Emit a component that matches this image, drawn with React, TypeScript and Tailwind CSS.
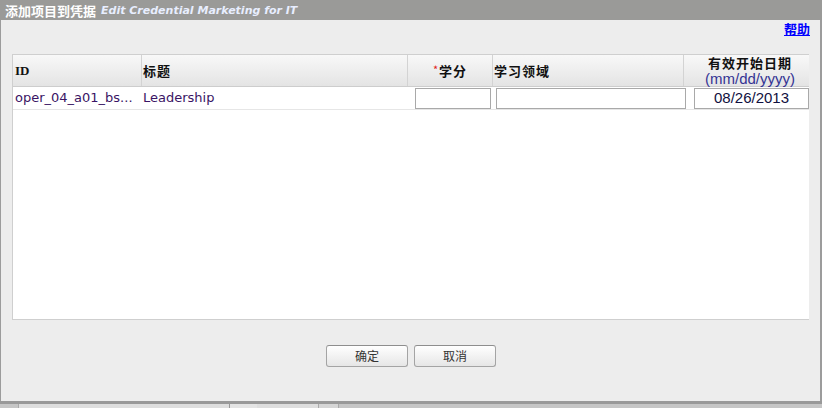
import React from 'react'

const cjk = "font-['Noto_Sans_CJK_SC',sans-serif]"

function HeaderCell({ className, children }: { className: string; children: React.ReactNode }) {
  return (
    <div className={`h-full flex shrink-0 border-r border-[#d3d3d3] ${className}`}>
      {children}
    </div>
  )
}

export default function App() {
  return (
    <div className="w-[822px] h-[408px] flex flex-col bg-[#ededed] overflow-hidden">
      {/* Title bar */}
      <div className="h-[20px] shrink-0 bg-[#9a9a98] flex items-center pl-[5px] gap-[5px]">
        <span className={`${cjk} text-[13px] font-bold text-white leading-none`}>添加项目到凭据</span>
        <span className="font-['DejaVu_Sans',sans-serif] text-[11px] font-bold italic text-[#e8eeff] leading-none">
          Edit Credential Marketing for IT
        </span>
      </div>

      {/* Body */}
      <div className="flex-1 flex flex-col border-l border-r-2 border-[#9c9c9c]">
        <div className="h-[34px] shrink-0 flex justify-end pr-[10px] pt-[1px]">
          <a href="#" className={`${cjk} text-[13px] font-bold text-[#0000ff] underline leading-[16px]`}>
            帮助
          </a>
        </div>

        {/* Grid */}
        <div className="ml-[11px] w-[797px] h-[266px] shrink-0 bg-white border-l border-t border-b border-[#cfcfcf] overflow-hidden">
          <div className="w-[803px] h-[32px] flex border-b border-[#cdcdcd] bg-gradient-to-b from-[#f8f8f8] to-[#e4e4e4] text-[#111]">
            <HeaderCell className="w-[129px] items-center pl-[2px]">
              <span className="font-['Liberation_Serif',serif] font-bold text-[13px]">ID</span>
            </HeaderCell>
            <HeaderCell className="w-[266px] items-center pl-[1px]">
              <span className={`${cjk} font-bold text-[13px] tracking-[1px]`}>标题</span>
            </HeaderCell>
            <HeaderCell className="w-[85px] items-center justify-center">
              <span className={`${cjk} font-bold text-[13px] tracking-[1px]`}>
                <span className="text-[#e02020] font-normal text-[11px] align-top">*</span>学分
              </span>
            </HeaderCell>
            <HeaderCell className="w-[191px] items-center pl-[1px]">
              <span className={`${cjk} font-bold text-[13px] tracking-[1px]`}>学习领域</span>
            </HeaderCell>
            <div className="w-[132px] h-full shrink-0 flex flex-col items-center justify-center">
              <span className={`${cjk} font-bold text-[13px] tracking-[1px] leading-[16px]`}>有效开始日期</span>
              <span className="font-['Liberation_Sans',sans-serif] text-[15px] text-[#343494] leading-[15px]">
                (mm/dd/yyyy)
              </span>
            </div>
          </div>

          <div className="w-[803px] h-[23px] flex items-center border-b border-[#e6e6e6] font-['DejaVu_Sans',sans-serif] text-[13px] text-[#3a1464]">
            <div className="w-[129px] shrink-0 pl-[2px] whitespace-nowrap leading-[18px]">oper_04_a01_bs...</div>
            <div className="w-[266px] shrink-0 pl-[1px] leading-[18px]">Leadership</div>
            <div className="w-[85px] shrink-0 pl-[7px]">
              <input className="w-[76px] h-[21px] border border-[#a9a9a9] bg-white outline-none" />
            </div>
            <div className="w-[191px] shrink-0 pl-[3px]">
              <input className="w-[190px] h-[21px] border border-[#a9a9a9] bg-white outline-none" />
            </div>
            <div className="w-[132px] shrink-0 pl-[10px]">
              <input
                defaultValue="08/26/2013"
                className="w-[115px] h-[21px] border border-[#a9a9a9] bg-white outline-none text-center font-['Liberation_Sans',sans-serif] text-[15px] text-[#101040]"
              />
            </div>
          </div>
        </div>

        {/* Buttons */}
        <div className="flex-1 flex justify-center gap-[6px] pt-[25px] pl-[1px]">
          <button className={`w-[82px] h-[22px] rounded-[3px] border border-[#a4a4a4] border-t-[#8e8e8e] bg-gradient-to-b from-white to-[#e6e6e6] ${cjk} text-[12px] text-[#333] leading-none`}>
            确定
          </button>
          <button className={`w-[82px] h-[22px] rounded-[3px] border border-[#a4a4a4] border-t-[#8e8e8e] bg-gradient-to-b from-white to-[#e6e6e6] ${cjk} text-[12px] text-[#333] leading-none`}>
            取消
          </button>
        </div>
      </div>

      {/* Bottom edge */}
      <div className="h-[3px] shrink-0 bg-[#999]" />
      <div className="h-[4px] shrink-0 flex bg-[#c6c6c6]">
        <div className="w-[19px] border-r border-[#aaa]" />
        <div className="w-[211px] bg-[#dedede] border-r border-[#999]" />
        <div className="w-[27px] bg-[#e4e4e4]" />
        <div className="w-[62px] bg-[#dedede] border-r border-[#aaa]" />
        <div className="w-[20px] bg-[#d6d6d6] border-r border-[#aaa]" />
        <div className="flex-1" />
      </div>
    </div>
  )
}
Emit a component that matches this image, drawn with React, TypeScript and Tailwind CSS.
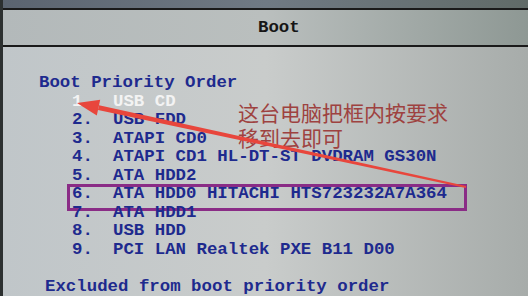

> **WORK TO COMPLETE**: Reproduce every record above exactly, but leave out the pictures.

> **OUTPUT FOR THIS EXERCISE**:
Emit a component that matches this image, drawn with React, TypeScript and Tailwind CSS.
import React from 'react'

const cjk = "font-['Noto_Sans_CJK_SC',sans-serif]"

function HeaderCell({ className, children }: { className: string; children: React.ReactNode }) {
  return (
    <div className={`h-full flex shrink-0 border-r border-[#d3d3d3] ${className}`}>
      {children}
    </div>
  )
}

export default function App() {
  return (
    <div className="w-[822px] h-[408px] flex flex-col bg-[#ededed] overflow-hidden">
      {/* Title bar */}
      <div className="h-[20px] shrink-0 bg-[#9a9a98] flex items-center pl-[5px] gap-[5px]">
        <span className={`${cjk} text-[13px] font-bold text-white leading-none`}>添加项目到凭据</span>
        <span className="font-['DejaVu_Sans',sans-serif] text-[11px] font-bold italic text-[#e8eeff] leading-none">
          Edit Credential Marketing for IT
        </span>
      </div>

      {/* Body */}
      <div className="flex-1 flex flex-col border-l border-r-2 border-[#9c9c9c]">
        <div className="h-[34px] shrink-0 flex justify-end pr-[10px] pt-[1px]">
          <a href="#" className={`${cjk} text-[13px] font-bold text-[#0000ff] underline leading-[16px]`}>
            帮助
          </a>
        </div>

        {/* Grid */}
        <div className="ml-[11px] w-[797px] h-[266px] shrink-0 bg-white border-l border-t border-b border-[#cfcfcf] overflow-hidden">
          <div className="w-[803px] h-[32px] flex border-b border-[#cdcdcd] bg-gradient-to-b from-[#f8f8f8] to-[#e4e4e4] text-[#111]">
            <HeaderCell className="w-[129px] items-center pl-[2px]">
              <span className="font-['Liberation_Serif',serif] font-bold text-[13px]">ID</span>
            </HeaderCell>
            <HeaderCell className="w-[266px] items-center pl-[1px]">
              <span className={`${cjk} font-bold text-[13px] tracking-[1px]`}>标题</span>
            </HeaderCell>
            <HeaderCell className="w-[85px] items-center justify-center">
              <span className={`${cjk} font-bold text-[13px] tracking-[1px]`}>
                <span className="text-[#e02020] font-normal text-[11px] align-top">*</span>学分
              </span>
            </HeaderCell>
            <HeaderCell className="w-[191px] items-center pl-[1px]">
              <span className={`${cjk} font-bold text-[13px] tracking-[1px]`}>学习领域</span>
            </HeaderCell>
            <div className="w-[132px] h-full shrink-0 flex flex-col items-center justify-center">
              <span className={`${cjk} font-bold text-[13px] tracking-[1px] leading-[16px]`}>有效开始日期</span>
              <span className="font-['Liberation_Sans',sans-serif] text-[15px] text-[#343494] leading-[15px]">
                (mm/dd/yyyy)
              </span>
            </div>
          </div>

          <div className="w-[803px] h-[23px] flex items-center border-b border-[#e6e6e6] font-['DejaVu_Sans',sans-serif] text-[13px] text-[#3a1464]">
            <div className="w-[129px] shrink-0 pl-[2px] whitespace-nowrap leading-[18px]">oper_04_a01_bs...</div>
            <div className="w-[266px] shrink-0 pl-[1px] leading-[18px]">Leadership</div>
            <div className="w-[85px] shrink-0 pl-[7px]">
              <input className="w-[76px] h-[21px] border border-[#a9a9a9] bg-white outline-none" />
            </div>
            <div className="w-[191px] shrink-0 pl-[3px]">
              <input className="w-[190px] h-[21px] border border-[#a9a9a9] bg-white outline-none" />
            </div>
            <div className="w-[132px] shrink-0 pl-[10px]">
              <input
                defaultValue="08/26/2013"
                className="w-[115px] h-[21px] border border-[#a9a9a9] bg-white outline-none text-center font-['Liberation_Sans',sans-serif] text-[15px] text-[#101040]"
              />
            </div>
          </div>
        </div>

        {/* Buttons */}
        <div className="flex-1 flex justify-center gap-[6px] pt-[25px] pl-[1px]">
          <button className={`w-[82px] h-[22px] rounded-[3px] border border-[#a4a4a4] border-t-[#8e8e8e] bg-gradient-to-b from-white to-[#e6e6e6] ${cjk} text-[12px] text-[#333] leading-none`}>
            确定
          </button>
          <button className={`w-[82px] h-[22px] rounded-[3px] border border-[#a4a4a4] border-t-[#8e8e8e] bg-gradient-to-b from-white to-[#e6e6e6] ${cjk} text-[12px] text-[#333] leading-none`}>
            取消
          </button>
        </div>
      </div>

      {/* Bottom edge */}
      <div className="h-[3px] shrink-0 bg-[#999]" />
      <div className="h-[4px] shrink-0 flex bg-[#c6c6c6]">
        <div className="w-[19px] border-r border-[#aaa]" />
        <div className="w-[211px] bg-[#dedede] border-r border-[#999]" />
        <div className="w-[27px] bg-[#e4e4e4]" />
        <div className="w-[62px] bg-[#dedede] border-r border-[#aaa]" />
        <div className="w-[20px] bg-[#d6d6d6] border-r border-[#aaa]" />
        <div className="flex-1" />
      </div>
    </div>
  )
}
Emit a component that matches this image, drawn with React, TypeScript and Tailwind CSS.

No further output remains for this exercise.